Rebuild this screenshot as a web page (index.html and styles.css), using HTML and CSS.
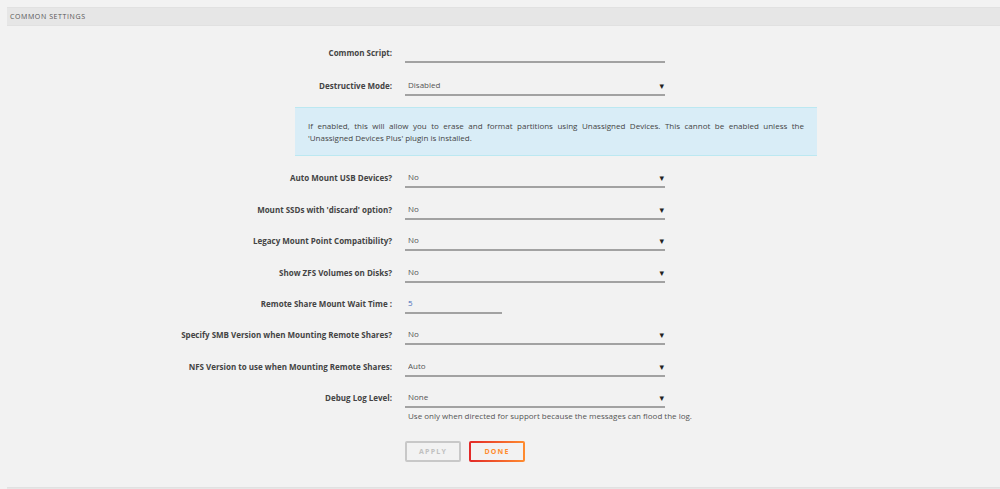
FILE: index.html
```html
<!DOCTYPE html>
<html lang="en">
<head>
    <meta charset="UTF-8">
    <meta name="viewport" content="width=device-width, initial-scale=1.0">
    <title>Unassigned Devices Settings</title>
    <link rel="stylesheet" href="styles.css">
</head>
<body>

<div class="title-bar">Common Settings</div>

<form class="settings" id="commonSettings">
    <div class="field field-first">
        <label for="commonScript">Common Script:</label>
        <input type="text" id="commonScript" name="commonScript">
    </div>
    <div class="field">
        <label for="destructive">Destructive Mode:</label>
        <span class="select-wrap"><select id="destructive" name="destructive"><option>Disabled</option><option>Enabled</option></select></span>
    </div>

    <div class="info">
        If enabled, this will allow you to erase and format partitions using Unassigned Devices. This cannot be enabled unless the 'Unassigned Devices Plus' plugin is installed.
    </div>

    <div class="field">
        <label for="automountUsb">Auto Mount USB Devices?</label>
        <span class="select-wrap"><select id="automountUsb"><option>No</option><option>Yes</option></select></span>
    </div>
    <div class="field">
        <label for="discard">Mount SSDs with 'discard' option?</label>
        <span class="select-wrap"><select id="discard"><option>No</option><option>Yes</option></select></span>
    </div>
    <div class="field">
        <label for="legacy">Legacy Mount Point Compatibility?</label>
        <span class="select-wrap"><select id="legacy"><option>No</option><option>Yes</option></select></span>
    </div>
    <div class="field">
        <label for="zfsVolumes">Show ZFS Volumes on Disks?</label>
        <span class="select-wrap"><select id="zfsVolumes"><option>No</option><option>Yes</option></select></span>
    </div>
    <div class="field">
        <label for="waitTime">Remote Share Mount Wait Time :</label>
        <input type="text" id="waitTime" class="narrow" value="5">
    </div>
    <div class="field">
        <label for="smbVersion">Specify SMB Version when Mounting Remote Shares?</label>
        <span class="select-wrap"><select id="smbVersion"><option>No</option><option>Yes</option></select></span>
    </div>
    <div class="field">
        <label for="nfsVersion">NFS Version to use when Mounting Remote Shares:</label>
        <span class="select-wrap"><select id="nfsVersion"><option>Auto</option><option>NFSv3</option><option>NFSv4</option></select></span>
    </div>
    <div class="field field-last">
        <label for="debugLevel">Debug Log Level:</label>
        <div>
            <span class="select-wrap"><select id="debugLevel"><option>None</option><option>Normal</option><option>Verbose</option></select></span>
            <p class="help">Use only when directed for support because the messages can flood the log.</p>
        </div>
    </div>

    <div class="buttons">
        <button type="submit" class="btn" disabled>Apply</button>
        <button type="button" class="btn btn-done">Done</button>
    </div>
</form>

<div class="title-bar title-next"></div>

</body>
</html>
```

FILE: styles.css
```css
body {
    font-family: "Open Sans", "DejaVu Sans", sans-serif;
    background-color: #f2f2f2;
    color: #4f4f4f;
    margin: 0;
    padding: 0;
}

.title-bar {
    margin: 7px 0 0 7px;
    height: 17px;
    line-height: 17px;
    padding-left: 3px;
    background-color: #e6e6e6;
    border-top: 1px solid #e1e1e1;
    border-bottom: 1px solid #e1e1e1;
    font-size: 7px;
    letter-spacing: 0.6px;
    text-transform: uppercase;
    color: #555;
}

.title-next {
    margin-top: 25px;
}

.settings {
    padding-top: 17px;
}

.field {
    display: grid;
    grid-template-columns: 392px 260px;
    column-gap: 13px;
    align-items: start;
    height: 20px;
    margin-bottom: 11.4px;
}

.field-first {
    margin-bottom: 13px;
}

.field label {
    text-align: right;
    font-weight: 700;
    font-size: 8px;
    line-height: 20px;
    color: #444;
}

input,
select {
    display: block;
    font-family: inherit;
    font-size: 8px;
    line-height: 18px;
    color: #555;
    background: transparent;
    border: none;
    border-bottom: 2px solid #a2a2a2;
    border-radius: 0;
    outline: none;
    box-sizing: border-box;
    height: 20px;
    padding: 0 3px;
    margin: 0;
}

input {
    width: 260px;
}

input.narrow {
    width: 97px;
    color: #486dba;
}

.select-wrap {
    position: relative;
    display: block;
    width: 260px;
    height: 20px;
}

.select-wrap select {
    width: 100%;
    appearance: none;
    -webkit-appearance: none;
}

.select-wrap::after {
    content: "\25BE";
    position: absolute;
    right: 1px;
    top: 0;
    line-height: 20px;
    font-size: 9px;
    color: #222;
    pointer-events: none;
}

.info {
    margin: 0 183px 12px 295px;
    padding: 11.5px 13px;
    background-color: #d9edf7;
    border-top: 1px solid #bce8f1;
    border-bottom: 1px solid #bce8f1;
    font-size: 8px;
    line-height: 12px;
    text-align: justify;
    color: #444;
}

.field-last {
    height: auto;
    margin-bottom: 0;
}

.help {
    margin: 2px 0 0 3px;
    font-size: 8px;
    line-height: 12px;
    white-space: nowrap;
    color: #555;
}

.buttons {
    display: flex;
    gap: 8px;
    margin: 19px 0 0 405px;
}

.btn {
    width: 56px;
    height: 21px;
    box-sizing: border-box;
    background: transparent;
    border: 2px solid #c8c8c8;
    border-radius: 2px;
    font-family: inherit;
    font-size: 7px;
    font-weight: 700;
    letter-spacing: 1.2px;
    text-transform: uppercase;
    color: #c0c0c0;
    padding: 0;
}

.btn-done {
    border: 2px solid transparent;
    background: linear-gradient(#f2f2f2, #f2f2f2) padding-box, linear-gradient(90deg, #e22828, #ff8c2f) border-box;
    color: #ff8c2f;
    cursor: pointer;
}
```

Your instructions:
All the lines above are to be given again exactly as they read, with the pictures removed.

Response to this task:
Rebuild this screenshot as a web page (index.html and styles.css), using HTML and CSS.
FILE: index.html
```html
<!DOCTYPE html>
<html lang="en">
<head>
    <meta charset="UTF-8">
    <meta name="viewport" content="width=device-width, initial-scale=1.0">
    <title>Unassigned Devices Settings</title>
    <link rel="stylesheet" href="styles.css">
</head>
<body>

<div class="title-bar">Common Settings</div>

<form class="settings" id="commonSettings">
    <div class="field field-first">
        <label for="commonScript">Common Script:</label>
        <input type="text" id="commonScript" name="commonScript">
    </div>
    <div class="field">
        <label for="destructive">Destructive Mode:</label>
        <span class="select-wrap"><select id="destructive" name="destructive"><option>Disabled</option><option>Enabled</option></select></span>
    </div>

    <div class="info">
        If enabled, this will allow you to erase and format partitions using Unassigned Devices. This cannot be enabled unless the 'Unassigned Devices Plus' plugin is installed.
    </div>

    <div class="field">
        <label for="automountUsb">Auto Mount USB Devices?</label>
        <span class="select-wrap"><select id="automountUsb"><option>No</option><option>Yes</option></select></span>
    </div>
    <div class="field">
        <label for="discard">Mount SSDs with 'discard' option?</label>
        <span class="select-wrap"><select id="discard"><option>No</option><option>Yes</option></select></span>
    </div>
    <div class="field">
        <label for="legacy">Legacy Mount Point Compatibility?</label>
        <span class="select-wrap"><select id="legacy"><option>No</option><option>Yes</option></select></span>
    </div>
    <div class="field">
        <label for="zfsVolumes">Show ZFS Volumes on Disks?</label>
        <span class="select-wrap"><select id="zfsVolumes"><option>No</option><option>Yes</option></select></span>
    </div>
    <div class="field">
        <label for="waitTime">Remote Share Mount Wait Time :</label>
        <input type="text" id="waitTime" class="narrow" value="5">
    </div>
    <div class="field">
        <label for="smbVersion">Specify SMB Version when Mounting Remote Shares?</label>
        <span class="select-wrap"><select id="smbVersion"><option>No</option><option>Yes</option></select></span>
    </div>
    <div class="field">
        <label for="nfsVersion">NFS Version to use when Mounting Remote Shares:</label>
        <span class="select-wrap"><select id="nfsVersion"><option>Auto</option><option>NFSv3</option><option>NFSv4</option></select></span>
    </div>
    <div class="field field-last">
        <label for="debugLevel">Debug Log Level:</label>
        <div>
            <span class="select-wrap"><select id="debugLevel"><option>None</option><option>Normal</option><option>Verbose</option></select></span>
            <p class="help">Use only when directed for support because the messages can flood the log.</p>
        </div>
    </div>

    <div class="buttons">
        <button type="submit" class="btn" disabled>Apply</button>
        <button type="button" class="btn btn-done">Done</button>
    </div>
</form>

<div class="title-bar title-next"></div>

</body>
</html>
```

FILE: styles.css
```css
body {
    font-family: "Open Sans", "DejaVu Sans", sans-serif;
    background-color: #f2f2f2;
    color: #4f4f4f;
    margin: 0;
    padding: 0;
}

.title-bar {
    margin: 7px 0 0 7px;
    height: 17px;
    line-height: 17px;
    padding-left: 3px;
    background-color: #e6e6e6;
    border-top: 1px solid #e1e1e1;
    border-bottom: 1px solid #e1e1e1;
    font-size: 7px;
    letter-spacing: 0.6px;
    text-transform: uppercase;
    color: #555;
}

.title-next {
    margin-top: 25px;
}

.settings {
    padding-top: 17px;
}

.field {
    display: grid;
    grid-template-columns: 392px 260px;
    column-gap: 13px;
    align-items: start;
    height: 20px;
    margin-bottom: 11.4px;
}

.field-first {
    margin-bottom: 13px;
}

.field label {
    text-align: right;
    font-weight: 700;
    font-size: 8px;
    line-height: 20px;
    color: #444;
}

input,
select {
    display: block;
    font-family: inherit;
    font-size: 8px;
    line-height: 18px;
    color: #555;
    background: transparent;
    border: none;
    border-bottom: 2px solid #a2a2a2;
    border-radius: 0;
    outline: none;
    box-sizing: border-box;
    height: 20px;
    padding: 0 3px;
    margin: 0;
}

input {
    width: 260px;
}

input.narrow {
    width: 97px;
    color: #486dba;
}

.select-wrap {
    position: relative;
    display: block;
    width: 260px;
    height: 20px;
}

.select-wrap select {
    width: 100%;
    appearance: none;
    -webkit-appearance: none;
}

.select-wrap::after {
    content: "\25BE";
    position: absolute;
    right: 1px;
    top: 0;
    line-height: 20px;
    font-size: 9px;
    color: #222;
    pointer-events: none;
}

.info {
    margin: 0 183px 12px 295px;
    padding: 11.5px 13px;
    background-color: #d9edf7;
    border-top: 1px solid #bce8f1;
    border-bottom: 1px solid #bce8f1;
    font-size: 8px;
    line-height: 12px;
    text-align: justify;
    color: #444;
}

.field-last {
    height: auto;
    margin-bottom: 0;
}

.help {
    margin: 2px 0 0 3px;
    font-size: 8px;
    line-height: 12px;
    white-space: nowrap;
    color: #555;
}

.buttons {
    display: flex;
    gap: 8px;
    margin: 19px 0 0 405px;
}

.btn {
    width: 56px;
    height: 21px;
    box-sizing: border-box;
    background: transparent;
    border: 2px solid #c8c8c8;
    border-radius: 2px;
    font-family: inherit;
    font-size: 7px;
    font-weight: 700;
    letter-spacing: 1.2px;
    text-transform: uppercase;
    color: #c0c0c0;
    padding: 0;
}

.btn-done {
    border: 2px solid transparent;
    background: linear-gradient(#f2f2f2, #f2f2f2) padding-box, linear-gradient(90deg, #e22828, #ff8c2f) border-box;
    color: #ff8c2f;
    cursor: pointer;
}
```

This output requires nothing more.